The Bavarian beer hall-inspired restaurant group Albert’s Schloss will open in Liverpool after being granted planning permission by the city council. Mission Mars, which also owns Rudy’s Pizza, will invest £3m converting Radiant House on Bold Street and plans to launch the venue in the autumn. Group CEO Roy Ellis said a 500-cover restaurant, two bars, a bakery, and a fresh beer tank system are all in the works, and added: “We’ve designed a beautiful space, restoring a 1,000 square-foot glazed atrium… We also have plans for a roof top terrace and a large open air Biergarten around the back. As in other cities, Schloss will recruit the best artistic talent available and offer entertainment seven days a week.” The new site in Liverpool follows the Manchester original, and a location in Birmingham, which opened in December. Ellis said both are trading “phenomenally” and told Propel the latter has been doing a net turnover of £180,000 a week. Rudy’s Pizza, meanwhile, is also on the up, having made its London debut last year. There are now seven further sites in legals, including in Preston and Sheffield.
Carl Wild has been appointed head chef at The Samling in Windermere, Cumbria, where he will work under executive chef Robby Jenks. Wild arrives at the hotel after almost seven years at the nearby Gilpin, where he was also head chef.
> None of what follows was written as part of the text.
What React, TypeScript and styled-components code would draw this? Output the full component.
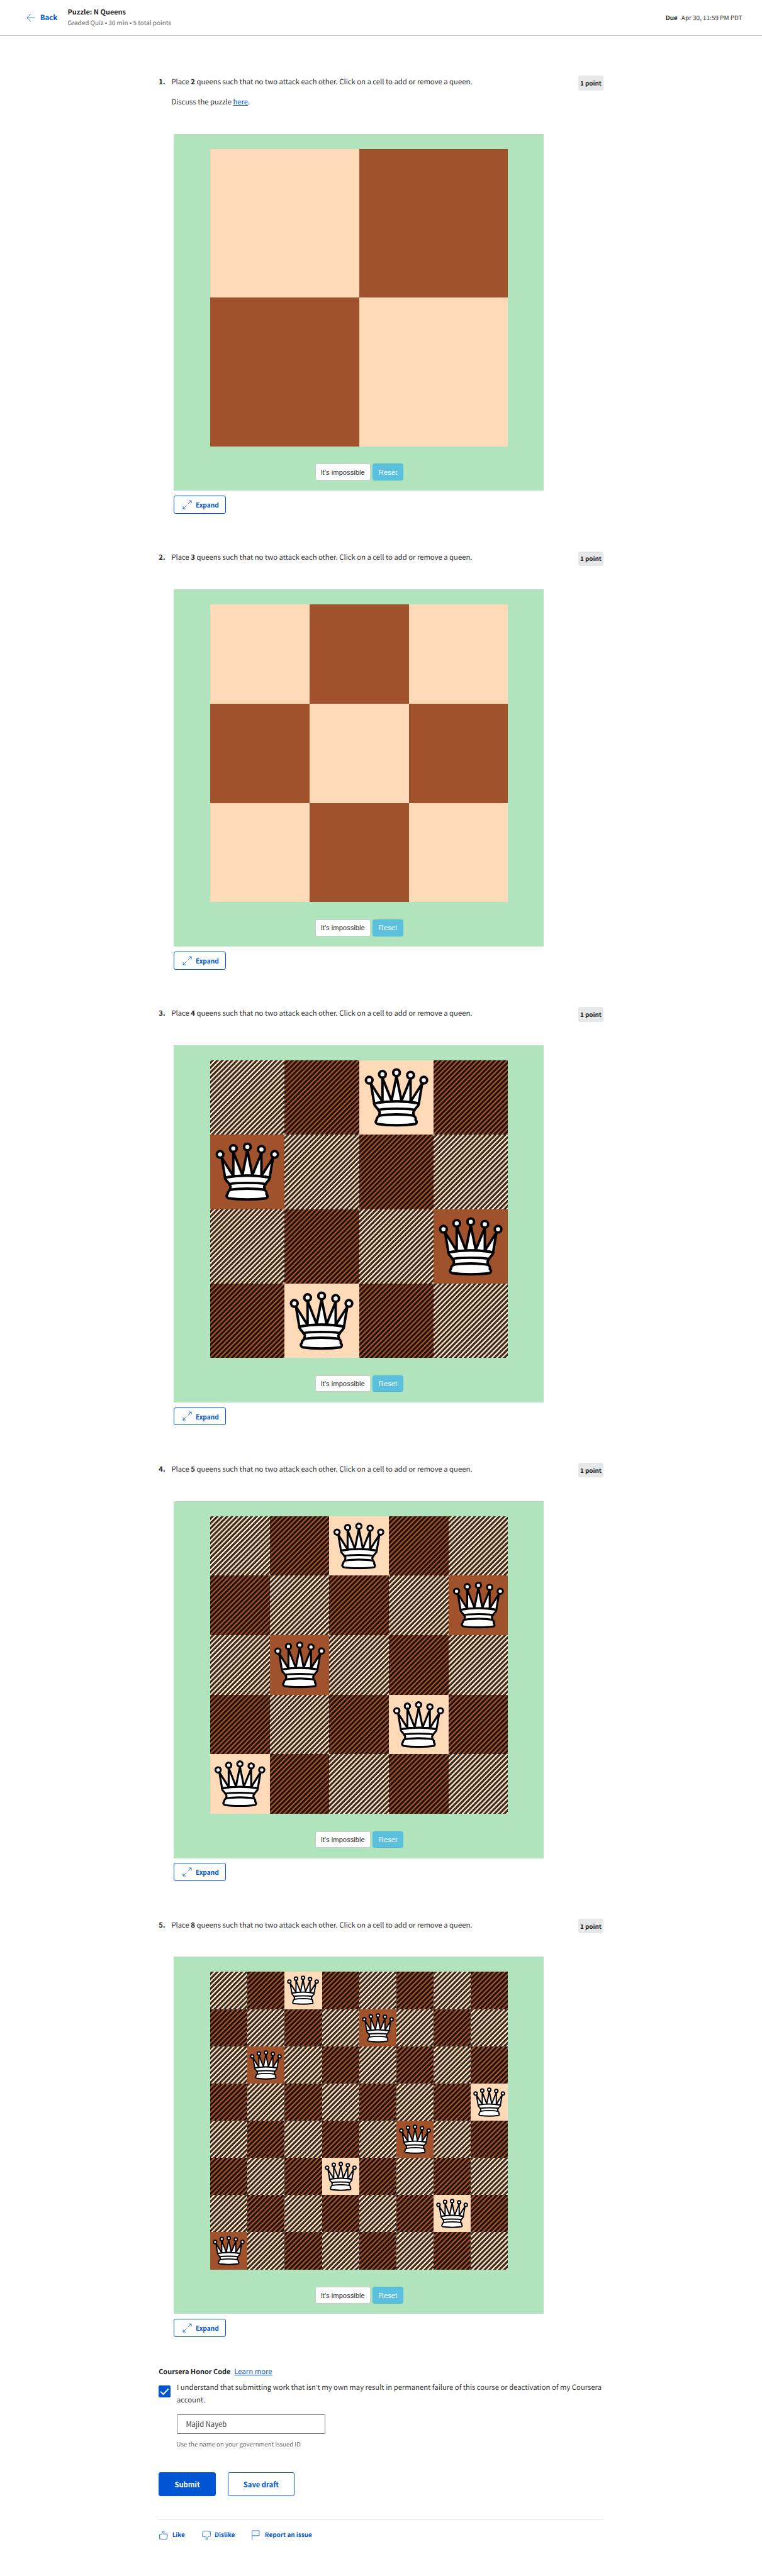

Wild said: “I’m incredibly excited about joining the Samling, and working in a such a beautiful location, using the wide array of wonderful local and seasonal ingredients – many grown in the Samling’s extensive kitchen garden. I am looking forward to producing an exciting and innovative menu.” Jenks added: “We are delighted to welcome Carl and know that he will help elevate the Samling’s already strong reputation for dining. It signifies just one of the innovative changes we have made to the Samling’s offerings and positions our culinary experiences as some of the best in the UK.”
Laura Leaver, a Somerset-based chef and teacher, is encouraging pubs and restaurants to put Chicken Kievs – now more commonly called Chicken Kyivs – on the menu in an effort to raise money for humanitarian aid. “Kievs4Kyiv” is a simple idea whereby all or part of the money made from selling the dish is donated to a crisis charity. Laura said she wanted to do something “immediate and accessible” and said the response has been “fantastic”. Businesses already involved include Oscar’s in Cartmel, Cumbria, Tutto Apposto in Birmingham, and Il Portico in London, whose owner James Chiavarini said: “We’re serving it for the first time in 40 years and we’re selling out every day. £5 of every sale goes to the Red Cross in Ukraine.”